In fact, we already use voice analysis software, paired with AI, to alert call centre workers to the emotional states of their customers. For instance, Cogito Corporation’s algorithms measure key aspects of a customer’s voice during a call, using this data to better direct customer service. As Shaun Sutner explains, “Cogito’s algorithms parse each nanosecond of a caller’s speech over the phone and simultaneously flash recommendations and feedback to the customer service center worker mid-call. As in, ‘you’re speaking too much,’ ‘frequent overlaps,’ ‘breathe, pause between phrases,’ or ‘you’re tense”. This kind of AI-based behavioural science is in its infancy, but it won’t be for long.

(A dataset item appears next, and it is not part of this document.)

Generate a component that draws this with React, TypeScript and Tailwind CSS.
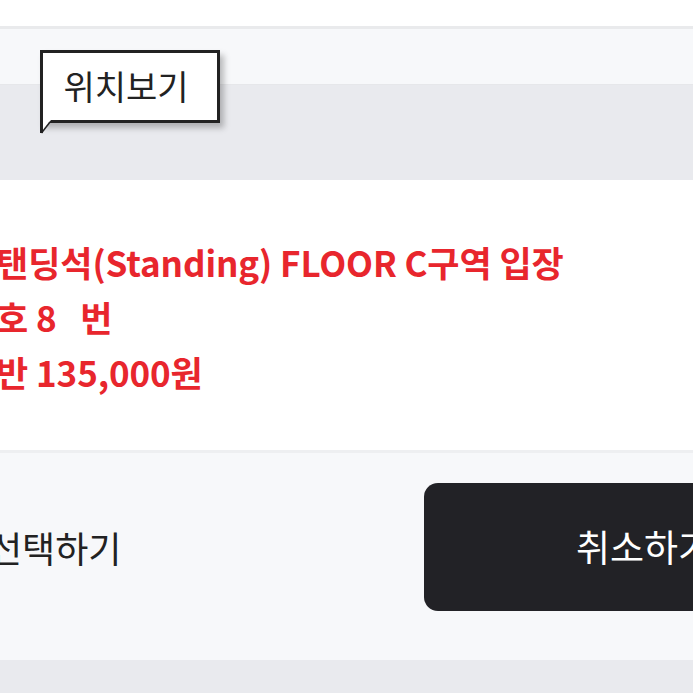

In the future, smart homes may hold conversations with their owners

When the tech matures, we’ll see a real shift. The days where Siri, Alexa, and Cortana were best left to simple Google searches and updating appointments will be behind us, and in their place will come a new world of synthetic friends and artificial confidants. When your mobile, your car, and maybe even your smart home can tell what you’re feeling and connect with you like a living, breathing person, the way we relate to technology is bound to change. Will this mean an end to loneliness? Will we redraw the lines between people and machines, adjusting our metrics to reflect our changing social dynamics? Will we really comprehend what it means to have an artificially intelligent friend, or will we naively assume that Siri is more like us than she is? Here, Her might be prophetic. But experts argue that we’ll get the AI we deserve as it matures through our interactions. Remember that the next time you get frustrated with ‘the ladies’.